En outre, l’interrogation du rapport contemporain aux images ne s’arrête pas à la prise de vue, elle se prolonge dans la manière dont les éléments photographiques sont agencés. En effet, Mémoires se déploie, dans sa forme de nuage, en un objet, un volume, voire une entité qui semble se dresser. Elle a une présence plutôt qu’elle ne représente quelque chose. On peut bien sûr associer cet assemblage à la métaphore du nuage informatique d’images. On peut également évoquer une forme d’entité pensante (comme cela est suggéré sur le site du MPM). Mais cela semble aussi faire signe vers un besoin de faire advenir les images dans le monde sensible, de les faire devenir des objets, au même titre qu’une table ou une chaise.

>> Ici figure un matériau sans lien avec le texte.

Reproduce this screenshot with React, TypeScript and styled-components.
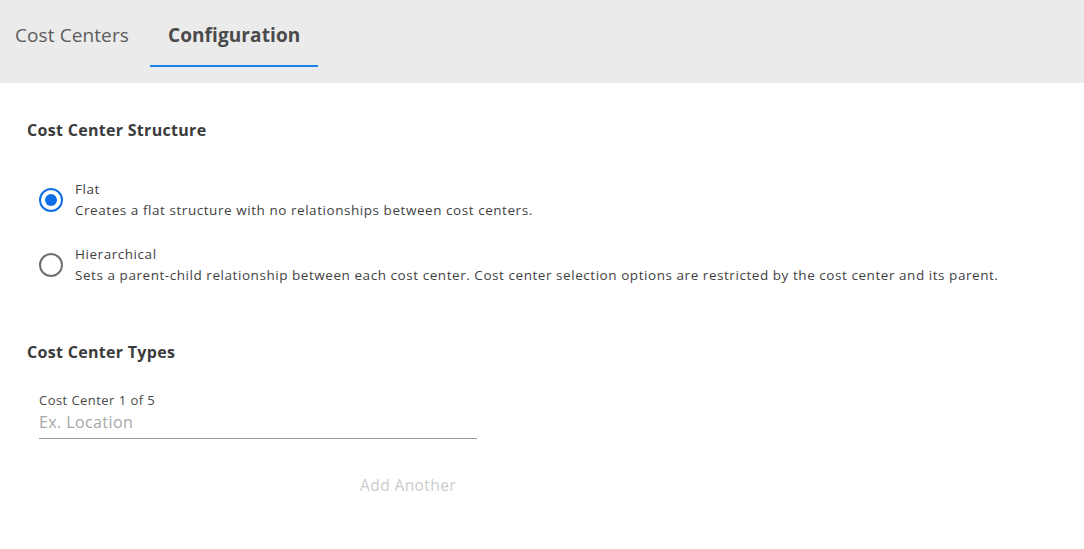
import React, { useState } from "react";
import styled, { createGlobalStyle } from "styled-components";

const GlobalStyle = createGlobalStyle`
  html, body {
    margin: 0;
    padding: 0;
    background: #ffffff;
    font-family: "Open Sans", "Liberation Sans", sans-serif;
    color: #3d3d3d;
  }
`;

const TabBar = styled.div`
  height: 83px;
  background: #ebebeb;
  display: flex;
  align-items: flex-start;
`;

const Tab = styled.button<{ active?: boolean }>`
  border: none;
  background: transparent;
  font-family: inherit;
  font-size: 19px;
  letter-spacing: 0.1px;
  font-weight: ${(p) => (p.active ? 700 : 400)};
  color: ${(p) => (p.active ? "#4a4a4a" : "#5c5c5c")};
  padding: 4px 18px 0;
  height: 67px;
  display: flex;
  align-items: center;
  border-bottom: 2px solid ${(p) => (p.active ? "#1a7fe8" : "transparent")};
  cursor: pointer;
  &:first-child {
    padding-left: 15px;
    margin-right: 3px;
  }
`;

const Content = styled.div`
  padding: 36px 27px 0;
`;

const SectionTitle = styled.h2`
  margin: 0;
  font-size: 16px;
  letter-spacing: 0.3px;
  font-weight: 700;
  color: #3b3b3b;
  line-height: 22px;
`;

const RadioList = styled.div`
  margin-top: 38px;
  display: flex;
  flex-direction: column;
  gap: 23px;
`;

const RadioRow = styled.label`
  display: flex;
  align-items: center;
  gap: 12px;
  cursor: pointer;
`;

const RadioCircle = styled.span<{ checked?: boolean }>`
  width: 20px;
  height: 20px;
  border-radius: 50%;
  border: 2px solid ${(p) => (p.checked ? "#0f6fe6" : "#707070")};
  flex-shrink: 0;
  margin-left: 12px;
  display: flex;
  align-items: center;
  justify-content: center;
  &::after {
    content: "";
    width: 12px;
    height: 12px;
    border-radius: 50%;
    background: ${(p) => (p.checked ? "#0f6fe6" : "transparent")};
  }
`;

const RadioText = styled.div`
  display: flex;
  flex-direction: column;
  font-size: 13.5px;
  letter-spacing: 0.55px;
  line-height: 21px;
  color: #3f3f3f;
`;

const TypesSection = styled.div`
  margin-top: 55px;
`;

const Field = styled.div`
  margin: 28px 0 0 12px;
  width: 438px;
  display: flex;
  flex-direction: column;
`;

const FieldLabel = styled.label`
  font-size: 13px;
  letter-spacing: 0.45px;
  line-height: 18px;
  color: #4a4a4a;
`;

const FieldInput = styled.input`
  border: none;
  border-bottom: 1px solid #999999;
  outline: none;
  padding: 2px 0 5px;
  font-family: inherit;
  font-size: 16px;
  letter-spacing: 0.4px;
  color: #3d3d3d;
  background: transparent;
  &::placeholder {
    color: #a8a8a8;
  }
`;

const AddButton = styled.button`
  align-self: flex-end;
  margin: 33px 15px 0 0;
  border: none;
  background: transparent;
  font-family: inherit;
  font-size: 15.5px;
  letter-spacing: 0.4px;
  color: #cccccc;
  padding: 2px 6px;
  cursor: default;
`;

const options = [
  {
    id: "flat",
    label: "Flat",
    desc: "Creates a flat structure with no relationships between cost centers.",
  },
  {
    id: "hier",
    label: "Hierarchical",
    desc: "Sets a parent-child relationship between each cost center. Cost center selection options are restricted by the cost center and its parent.",
  },
];

export default function App() {
  const [selected, setSelected] = useState("flat");
  return (
    <>
      <GlobalStyle />
      <TabBar>
        <Tab>Cost Centers</Tab>
        <Tab active>Configuration</Tab>
      </TabBar>
      <Content>
        <SectionTitle>Cost Center Structure</SectionTitle>
        <RadioList>
          {options.map((o) => (
            <RadioRow key={o.id} onClick={() => setSelected(o.id)}>
              <RadioCircle checked={selected === o.id} />
              <RadioText>
                <span>{o.label}</span>
                <span>{o.desc}</span>
              </RadioText>
            </RadioRow>
          ))}
        </RadioList>
        <TypesSection>
          <SectionTitle>Cost Center Types</SectionTitle>
          <Field>
            <FieldLabel>Cost Center 1 of 5</FieldLabel>
            <FieldInput placeholder="Ex. Location" />
            <AddButton>Add Another</AddButton>
          </Field>
        </TypesSection>
      </Content>
    </>
  );
}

Car le monde contemporain est fait de l’entremêlement entre le monde sensible et celui des images. Et les images occupent maintenant une zone floue, entre ces deux mondes. On pourrait alors supposer que cet artiste, à la suite d’autres, souhaite matérialiser cette situation, la rendre visible par ses créations.
Enfin, dans cet amas, l’artiste semble aussi suggérer que chacun peut agir sur ces images, en produisant par exemple des trajets singuliers à l’intérieur de la masse[5].
[1] « Roberto Pellegrinuzzi », Le Mois de la photo à Montréal, visible sur : http://moisdelaphoto.com/artistes/roberto-pellegrinuzzi/, consulté le 12/10/2015.
[2] Voir à ce propos : FREUD Sigmund, Métapsychologie (1915), Paris, Gallimard, 1968 ; LACAN Jacques, Le Séminaire, Livre XI : les quatre concepts fondamentaux de la psychanalyse, Paris, Seuil, « Point », 2002.
[3] Le concept de programme de l’appareil est emprunté à Vilém FLÜSSER. Il le déploie dans Pour une philosophie de la photographie (1993), trad. par Jean MOUCHARD, Paris, Circé, 1996.
[4] Pour de plus amples développements, voir : HUYGHE Pierre-Damien, « L’appareil entre exercice et emploi », dans HUYGHE Pierre-Damien (dir.), L’Art au temps des appareils, Paris, L’Harmattan, « Esthétiques », 2005.
[5] Voir à ce sujet le concept de forme-trajet développé par Nicolas BOURRIAUD dans son ouvrage Radicant, Paris, Denoël, 2009.